Like many churches in Verona, the Santi Apostoli Church was built at the exact spot where an early Christian basilica used to stand. What is special about this church is that there is another, separate church in its basement. This church is, in turn, built on top of a Roman tomb.
Santi Apostoli Church Verona
Address, opening hours and admission
Address: Vicolo Dietro Santi Apostoli – 37121 Verona. Phone: +39 0458032873. Opening hours: From 08.00 till 12.00 and from 15.30 till 19.30. Admission: Free. (As the address, “Alley Behind Santi Apostoli” would indicate, the entrance you see from the Corso Cavour is not the main one. You need to walk on the left around the church to come to the main facade.)
The origins of the Santi Apostoli Church are early Christian, but it was completely reconstructed in the 12th century. Other interventions took place in the 14th, 16th and 18th centuries. The last important reconstruction was a result of damage caused during World War II.
Only the outer walls, the apse and the bell tower are left of the Romanesque construction. Its floor plan was that of a Greek cross, with a slightly elevated central part.
In the course of the 14th century the church became the Bevilacqua family chapel. Tombs of several of its members were placed inside. The floor plan was squared and the walls made longer in order to put the tombs in the right spots. Later, the floor, the main altar and the windows were also renovated.
In the 16th century the church was altered again and the three naves were turned into a single one.
What to see
The altar piece “St. Augustine in Meditation” was painted by Alessandro Turchi, aka l’Orbetto.
The ceiling frescoes in the presbytery are the work of Agostino Pegrassi.
Felice Brusasorci painted the “Adoration of the Kings”.
Simone Brentana painted the “Pentocost”, the central painting in the apse.
The frescoes in the sacristy were painted in the 12th and 13th centuries.
The sacristy gives access to an underground church, dedicated to the saints Teuteria and Tosca. The latter was the sister of Saint Proculus and lived a quiet, hermit-like existence. Teuteria was the daughter of the English king, and had escaped an arranged marriage to Oswald. The two women retired in a cave, which was miraculously sealed off by spider webs. Both died in 263. Meanwhile Oswald, thanks to Teutoria‘s prayers had converted to Christianity and even made it to sainthood himself.
The Church of the Saints Tosca and Teuteria was dedicated in 751. It is known there was a building in the spot as early as the 5th century. A second dedication took place in 1160, after the bodies of the two women were found.
The mortal remains of the saint were placed in a red marble sarcophagus near the altar. Although the tom was made in the 12th century, the statues were only added in the 15th century.
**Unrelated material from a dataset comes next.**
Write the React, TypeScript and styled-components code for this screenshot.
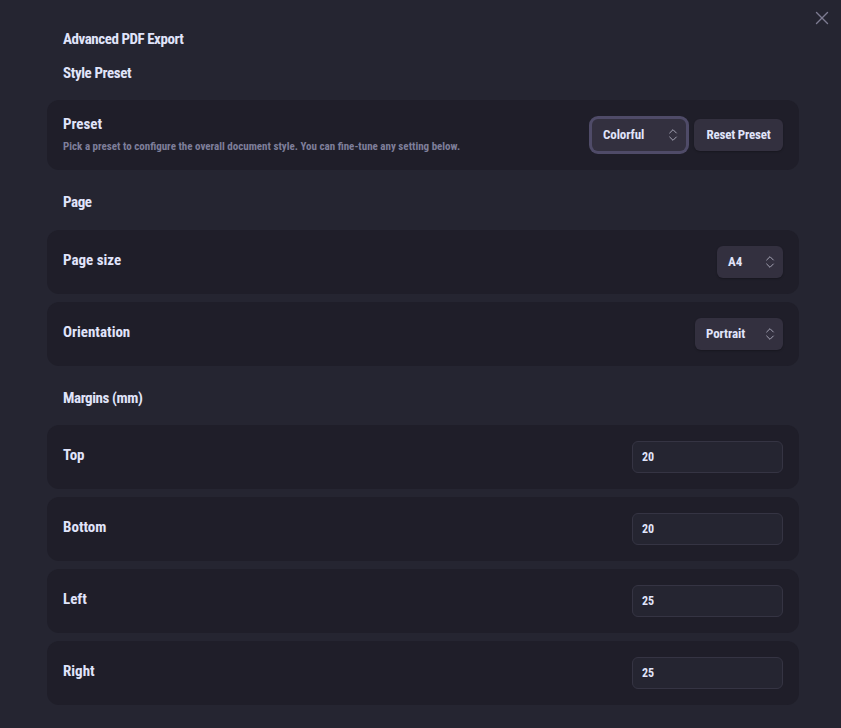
import React from "react"
import styled, { createGlobalStyle } from "styled-components"
import { ChevronsUpDown, X } from "lucide-react"

const FONT = `"Liberation Sans Narrow", "Roboto Condensed", "DejaVu Sans Condensed", "Liberation Sans", sans-serif`

const GlobalStyle = createGlobalStyle`
  html, body {
    margin: 0;
    padding: 0;
    background: #252531;
  }
  * {
    box-sizing: border-box;
  }
`

const Dialog = styled.div`
  position: relative;
  width: 841px;
  height: 728px;
  overflow: hidden;
  padding: 29px 42px 0 47px;
  background: #252531;
  font-family: ${FONT};
  color: #e0e4fa;
`

const CloseButton = styled.button`
  position: absolute;
  top: 7px;
  right: 8px;
  width: 22px;
  height: 22px;
  padding: 0;
  border: 0;
  background: none;
  color: #7d7b92;
  display: flex;
`

const Title = styled.div`
  padding-left: 16px;
  font-size: 15px;
  font-weight: 700;
  letter-spacing: -0.45px;
  line-height: 20px;
  margin-bottom: 14px;
`

const SectionTitle = styled.div<{ $top?: number; $bottom: number }>`
  padding-left: 16px;
  font-size: 15px;
  font-weight: 700;
  letter-spacing: -0.4px;
  line-height: 20px;
  margin-top: ${(p) => p.$top ?? 22}px;
  margin-bottom: ${(p) => p.$bottom}px;
`

const Stack = styled.div`
  display: flex;
  flex-direction: column;
  gap: 8px;
`

const Card = styled.div`
  display: flex;
  align-items: center;
  justify-content: space-between;
  padding: 16px;
  border-radius: 12px;
  background: #1f1e29;
`

const LabelBox = styled.div`
  display: flex;
  flex-direction: column;
`

const Label = styled.div`
  font-size: 15px;
  font-weight: 700;
  line-height: 16px;
`

const Hint = styled.div`
  font-size: 11px;
  font-weight: 700;
  line-height: 18px;
  margin: 6px 0 -2px;
  color: #7e7e9a;
`

const LabelOnly = styled(Label)`
  margin-bottom: 4px;
`

const Controls = styled.div`
  display: flex;
  align-items: center;
  gap: 8px;
`

const Select = styled.div<{ $width: number; $focused?: boolean }>`
  width: ${(p) => p.$width}px;
  height: 32px;
  display: flex;
  align-items: center;
  justify-content: space-between;
  padding: 0 5px 2px 11px;
  border-radius: 6px;
  background: #33303f;
  font-size: 13px;
  font-weight: 700;
  letter-spacing: -0.1px;
  box-shadow: ${(p) =>
    p.$focused ? "0 0 0 3px #4f4b68" : "0 1px 2px rgba(0, 0, 0, 0.25)"};
  svg {
    color: #a5a4b5;
    margin-top: 2px;
  }
`

const ResetButton = styled.button`
  width: 89px;
  height: 32px;
  padding: 0 0 2px;
  border: 0;
  border-radius: 6px;
  background: #33303f;
  color: #e0e4fa;
  font-family: ${FONT};
  font-size: 13px;
  font-weight: 700;
  letter-spacing: -0.2px;
  box-shadow: 0 1px 2px rgba(0, 0, 0, 0.25);
`

const NumberInput = styled.div`
  width: 151px;
  height: 32px;
  display: flex;
  align-items: center;
  padding: 0 9px;
  border: 1px solid #353443;
  border-radius: 6px;
  background: #252531;
  font-size: 12px;
  font-weight: 700;
`

const margins = [
  { label: "Top", value: "20" },
  { label: "Bottom", value: "20" },
  { label: "Left", value: "25" },
  { label: "Right", value: "25" },
]

const App = () => {
  return (
    <Dialog>
      <GlobalStyle />
      <CloseButton>
        <X size={22} strokeWidth={1.5} />
      </CloseButton>
      <Title>Advanced PDF Export</Title>
      <SectionTitle $top={0} $bottom={17}>
        Style Preset
      </SectionTitle>
      <Card>
        <LabelBox>
          <Label>Preset</Label>
          <Hint>
            Pick a preset to configure the overall document style. You can
            fine-tune any setting below.
          </Hint>
        </LabelBox>
        <Controls>
          <Select $width={94} $focused>
            Colorful
            <ChevronsUpDown size={16} strokeWidth={1.5} />
          </Select>
          <ResetButton>Reset Preset</ResetButton>
        </Controls>
      </Card>

      <SectionTitle $bottom={18}>Page</SectionTitle>
      <Stack>
        <Card>
          <LabelOnly>Page size</LabelOnly>
          <Select $width={66}>
            A4
            <ChevronsUpDown size={16} strokeWidth={1.5} />
          </Select>
        </Card>
        <Card>
          <LabelOnly>Orientation</LabelOnly>
          <Select $width={88}>
            Portrait
            <ChevronsUpDown size={16} strokeWidth={1.5} />
          </Select>
        </Card>
      </Stack>

      <SectionTitle $bottom={17}>Margins (mm)</SectionTitle>
      <Stack>
        {margins.map((m) => (
          <Card key={m.label}>
            <LabelOnly>{m.label}</LabelOnly>
            <NumberInput>{m.value}</NumberInput>
          </Card>
        ))}
      </Stack>
    </Dialog>
  )
}

export default App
Together with the mortal remains of the saints, those of two more people, one male and one female, were found. Fourth century floor mosaics, coins and other human remains would indicate that the original building had been a Roman tomb.
A restoration in 1913 brought parts of the church back to its original state.
Tombs and baptismal font
The tomb to the right of the main altar is that of Francesco Bevilacqua, consigliere of Cangrande II. He was the first on of the Bevilacqua clan to be buried here, in 1368. It is not know who made the tomb.
The white marble tomb in front of it contains three brothers Bevilacqua. It was made in the 16th century. The statues contain three virtues.
The 13th century baptismal font in the corner was made in the 13th century. It was made of a single block of marble. In those days you were completely submerged when you were baptized.